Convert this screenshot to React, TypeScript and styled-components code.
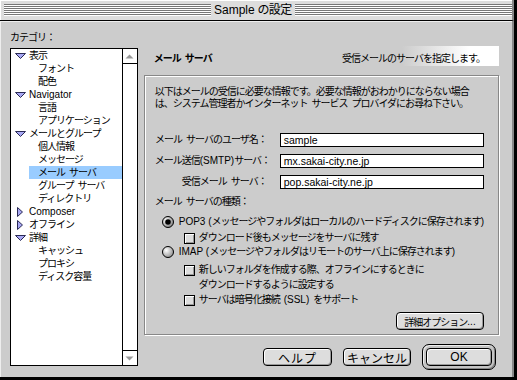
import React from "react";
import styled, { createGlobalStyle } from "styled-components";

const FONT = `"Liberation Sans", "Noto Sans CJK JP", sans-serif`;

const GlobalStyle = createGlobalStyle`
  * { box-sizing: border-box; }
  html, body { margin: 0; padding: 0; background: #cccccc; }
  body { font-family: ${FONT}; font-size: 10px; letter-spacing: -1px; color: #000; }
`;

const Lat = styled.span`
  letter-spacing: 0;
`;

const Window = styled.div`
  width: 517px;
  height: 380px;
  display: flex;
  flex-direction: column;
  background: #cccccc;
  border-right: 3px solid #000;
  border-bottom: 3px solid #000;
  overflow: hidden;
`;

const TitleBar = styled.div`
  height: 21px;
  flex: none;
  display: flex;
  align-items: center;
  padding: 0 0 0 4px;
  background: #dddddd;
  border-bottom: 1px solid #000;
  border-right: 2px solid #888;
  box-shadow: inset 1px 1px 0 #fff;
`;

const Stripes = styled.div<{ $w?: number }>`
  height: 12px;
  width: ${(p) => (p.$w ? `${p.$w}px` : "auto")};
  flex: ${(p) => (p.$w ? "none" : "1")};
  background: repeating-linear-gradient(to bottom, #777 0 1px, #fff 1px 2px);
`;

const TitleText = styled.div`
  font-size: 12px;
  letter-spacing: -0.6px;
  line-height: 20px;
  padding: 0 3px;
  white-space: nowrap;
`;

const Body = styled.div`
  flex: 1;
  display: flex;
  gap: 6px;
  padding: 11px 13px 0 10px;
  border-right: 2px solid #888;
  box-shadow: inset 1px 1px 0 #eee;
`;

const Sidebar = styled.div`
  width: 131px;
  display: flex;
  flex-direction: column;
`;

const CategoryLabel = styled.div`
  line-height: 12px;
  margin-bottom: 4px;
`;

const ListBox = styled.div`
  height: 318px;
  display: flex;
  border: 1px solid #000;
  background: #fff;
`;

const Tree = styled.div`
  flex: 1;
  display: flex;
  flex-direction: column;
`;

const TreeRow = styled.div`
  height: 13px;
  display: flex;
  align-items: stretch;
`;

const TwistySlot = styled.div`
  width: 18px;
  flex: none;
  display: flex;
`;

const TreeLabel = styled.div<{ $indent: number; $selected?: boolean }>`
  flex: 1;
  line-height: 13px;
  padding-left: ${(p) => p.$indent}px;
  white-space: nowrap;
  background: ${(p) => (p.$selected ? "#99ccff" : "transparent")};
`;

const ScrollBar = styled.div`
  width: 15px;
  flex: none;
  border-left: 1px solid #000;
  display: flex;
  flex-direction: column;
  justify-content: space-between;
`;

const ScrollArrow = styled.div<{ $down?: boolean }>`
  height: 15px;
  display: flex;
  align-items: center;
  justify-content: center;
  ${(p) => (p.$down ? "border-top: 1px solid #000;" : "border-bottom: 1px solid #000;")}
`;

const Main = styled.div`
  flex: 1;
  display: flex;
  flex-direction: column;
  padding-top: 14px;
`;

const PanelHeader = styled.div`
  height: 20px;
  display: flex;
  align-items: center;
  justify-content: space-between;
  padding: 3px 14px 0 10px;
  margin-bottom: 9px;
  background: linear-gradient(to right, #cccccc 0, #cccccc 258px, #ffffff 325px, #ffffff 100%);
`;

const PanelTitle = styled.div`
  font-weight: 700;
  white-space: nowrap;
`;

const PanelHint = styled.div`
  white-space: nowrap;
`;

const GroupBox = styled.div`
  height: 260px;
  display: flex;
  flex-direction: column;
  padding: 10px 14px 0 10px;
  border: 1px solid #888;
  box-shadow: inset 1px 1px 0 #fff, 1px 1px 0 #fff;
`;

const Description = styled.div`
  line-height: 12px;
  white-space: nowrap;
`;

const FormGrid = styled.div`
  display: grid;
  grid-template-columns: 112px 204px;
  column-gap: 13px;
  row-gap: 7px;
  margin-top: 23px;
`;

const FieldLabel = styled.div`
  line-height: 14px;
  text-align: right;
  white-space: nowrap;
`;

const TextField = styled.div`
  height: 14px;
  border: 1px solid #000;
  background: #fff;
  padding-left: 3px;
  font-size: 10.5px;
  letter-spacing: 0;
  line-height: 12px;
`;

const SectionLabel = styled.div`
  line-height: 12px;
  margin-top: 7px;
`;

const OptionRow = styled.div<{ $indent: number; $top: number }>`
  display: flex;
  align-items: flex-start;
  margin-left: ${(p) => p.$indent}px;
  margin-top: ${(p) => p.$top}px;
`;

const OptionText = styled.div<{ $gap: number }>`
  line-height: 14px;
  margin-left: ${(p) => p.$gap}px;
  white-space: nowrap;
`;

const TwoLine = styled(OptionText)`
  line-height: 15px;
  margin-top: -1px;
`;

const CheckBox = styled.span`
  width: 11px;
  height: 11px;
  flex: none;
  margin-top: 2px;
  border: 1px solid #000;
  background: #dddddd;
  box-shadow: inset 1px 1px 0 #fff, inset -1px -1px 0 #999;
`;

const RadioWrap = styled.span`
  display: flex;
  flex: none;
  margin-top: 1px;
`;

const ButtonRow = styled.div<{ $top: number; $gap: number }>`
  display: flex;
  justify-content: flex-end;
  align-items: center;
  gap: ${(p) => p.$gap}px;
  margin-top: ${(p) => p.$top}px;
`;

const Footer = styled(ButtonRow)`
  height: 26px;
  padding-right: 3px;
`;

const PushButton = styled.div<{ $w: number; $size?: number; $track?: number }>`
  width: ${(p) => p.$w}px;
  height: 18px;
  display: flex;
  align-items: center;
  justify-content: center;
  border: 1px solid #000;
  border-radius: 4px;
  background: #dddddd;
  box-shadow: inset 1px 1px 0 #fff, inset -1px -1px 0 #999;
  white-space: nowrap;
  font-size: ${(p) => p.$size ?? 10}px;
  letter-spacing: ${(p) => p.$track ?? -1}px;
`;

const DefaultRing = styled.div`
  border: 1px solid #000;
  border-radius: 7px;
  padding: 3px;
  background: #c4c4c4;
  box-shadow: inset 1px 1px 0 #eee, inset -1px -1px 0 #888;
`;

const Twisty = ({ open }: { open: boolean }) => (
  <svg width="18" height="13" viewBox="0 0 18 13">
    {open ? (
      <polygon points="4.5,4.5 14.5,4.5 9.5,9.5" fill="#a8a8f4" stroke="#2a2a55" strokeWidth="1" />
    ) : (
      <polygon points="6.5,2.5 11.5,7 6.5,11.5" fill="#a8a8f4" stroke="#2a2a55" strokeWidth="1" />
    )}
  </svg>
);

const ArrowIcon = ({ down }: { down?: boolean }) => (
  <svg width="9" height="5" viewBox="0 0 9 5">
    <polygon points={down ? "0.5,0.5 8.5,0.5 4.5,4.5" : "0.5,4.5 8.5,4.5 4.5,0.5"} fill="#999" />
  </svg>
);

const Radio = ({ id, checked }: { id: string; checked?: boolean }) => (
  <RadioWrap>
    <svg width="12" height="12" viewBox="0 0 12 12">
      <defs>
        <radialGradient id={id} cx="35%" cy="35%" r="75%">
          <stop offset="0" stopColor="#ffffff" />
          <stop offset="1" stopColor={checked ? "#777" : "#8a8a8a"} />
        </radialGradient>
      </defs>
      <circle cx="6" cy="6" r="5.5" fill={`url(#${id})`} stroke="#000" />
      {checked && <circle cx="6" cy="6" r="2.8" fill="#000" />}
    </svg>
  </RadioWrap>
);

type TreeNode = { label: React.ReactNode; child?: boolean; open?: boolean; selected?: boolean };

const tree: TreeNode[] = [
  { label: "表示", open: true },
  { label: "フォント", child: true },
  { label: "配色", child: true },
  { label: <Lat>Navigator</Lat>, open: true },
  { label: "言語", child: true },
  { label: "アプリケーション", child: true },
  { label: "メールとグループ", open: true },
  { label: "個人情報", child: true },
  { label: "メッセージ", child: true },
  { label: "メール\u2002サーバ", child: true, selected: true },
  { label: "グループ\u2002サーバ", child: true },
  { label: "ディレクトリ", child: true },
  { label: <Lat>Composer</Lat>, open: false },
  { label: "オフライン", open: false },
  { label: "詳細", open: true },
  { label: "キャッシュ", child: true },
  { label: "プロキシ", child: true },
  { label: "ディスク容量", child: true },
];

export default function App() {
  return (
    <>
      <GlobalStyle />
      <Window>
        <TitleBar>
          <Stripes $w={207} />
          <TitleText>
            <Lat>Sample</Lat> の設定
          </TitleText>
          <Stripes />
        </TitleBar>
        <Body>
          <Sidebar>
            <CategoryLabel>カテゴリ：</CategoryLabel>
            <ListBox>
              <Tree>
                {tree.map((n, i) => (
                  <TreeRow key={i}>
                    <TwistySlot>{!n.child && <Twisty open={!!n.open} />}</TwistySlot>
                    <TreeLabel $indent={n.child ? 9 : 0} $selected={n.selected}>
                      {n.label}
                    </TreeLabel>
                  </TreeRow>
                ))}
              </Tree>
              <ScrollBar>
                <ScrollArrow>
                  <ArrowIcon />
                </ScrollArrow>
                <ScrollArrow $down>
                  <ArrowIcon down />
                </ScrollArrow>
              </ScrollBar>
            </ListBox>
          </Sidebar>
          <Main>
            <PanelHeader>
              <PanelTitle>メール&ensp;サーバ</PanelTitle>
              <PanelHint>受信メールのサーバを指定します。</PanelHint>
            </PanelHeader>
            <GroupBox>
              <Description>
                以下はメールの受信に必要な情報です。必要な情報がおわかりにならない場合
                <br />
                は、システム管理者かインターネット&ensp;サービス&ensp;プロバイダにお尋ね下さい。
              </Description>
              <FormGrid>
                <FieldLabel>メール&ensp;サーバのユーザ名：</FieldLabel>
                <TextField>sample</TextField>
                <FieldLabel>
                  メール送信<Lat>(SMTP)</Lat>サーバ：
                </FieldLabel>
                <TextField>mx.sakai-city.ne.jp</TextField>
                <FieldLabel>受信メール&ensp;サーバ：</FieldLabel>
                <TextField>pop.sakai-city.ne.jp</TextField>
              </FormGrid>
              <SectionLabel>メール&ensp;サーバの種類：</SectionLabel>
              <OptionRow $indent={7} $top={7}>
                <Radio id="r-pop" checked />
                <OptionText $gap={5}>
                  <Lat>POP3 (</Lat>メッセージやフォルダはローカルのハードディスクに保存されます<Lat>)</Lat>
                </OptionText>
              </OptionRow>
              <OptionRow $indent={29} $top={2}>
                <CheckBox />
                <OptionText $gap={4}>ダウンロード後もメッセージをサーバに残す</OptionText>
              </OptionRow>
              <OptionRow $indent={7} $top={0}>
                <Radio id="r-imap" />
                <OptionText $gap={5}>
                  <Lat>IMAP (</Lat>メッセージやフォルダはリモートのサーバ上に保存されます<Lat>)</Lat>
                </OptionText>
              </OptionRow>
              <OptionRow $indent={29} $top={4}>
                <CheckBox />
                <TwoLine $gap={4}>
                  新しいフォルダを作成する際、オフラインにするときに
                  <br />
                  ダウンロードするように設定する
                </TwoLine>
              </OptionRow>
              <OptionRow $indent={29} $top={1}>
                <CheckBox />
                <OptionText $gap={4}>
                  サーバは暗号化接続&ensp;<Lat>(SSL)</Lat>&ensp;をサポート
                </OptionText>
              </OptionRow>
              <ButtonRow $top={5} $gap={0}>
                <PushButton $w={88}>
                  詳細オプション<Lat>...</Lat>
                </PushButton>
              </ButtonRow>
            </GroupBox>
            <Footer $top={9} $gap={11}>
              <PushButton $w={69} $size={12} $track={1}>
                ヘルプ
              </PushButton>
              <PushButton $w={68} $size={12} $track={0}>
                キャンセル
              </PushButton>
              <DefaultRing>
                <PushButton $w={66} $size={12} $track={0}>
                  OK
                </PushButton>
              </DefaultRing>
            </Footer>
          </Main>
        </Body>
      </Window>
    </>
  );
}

***

**PROMPT**. For each line of the listing that holds the word "React", show that line.

**WRITTEN SOLUTION**.
Convert this screenshot to React, TypeScript and styled-components code.
import React from "react";
type TreeNode = { label: React.ReactNode; child?: boolean; open?: boolean; selected?: boolean };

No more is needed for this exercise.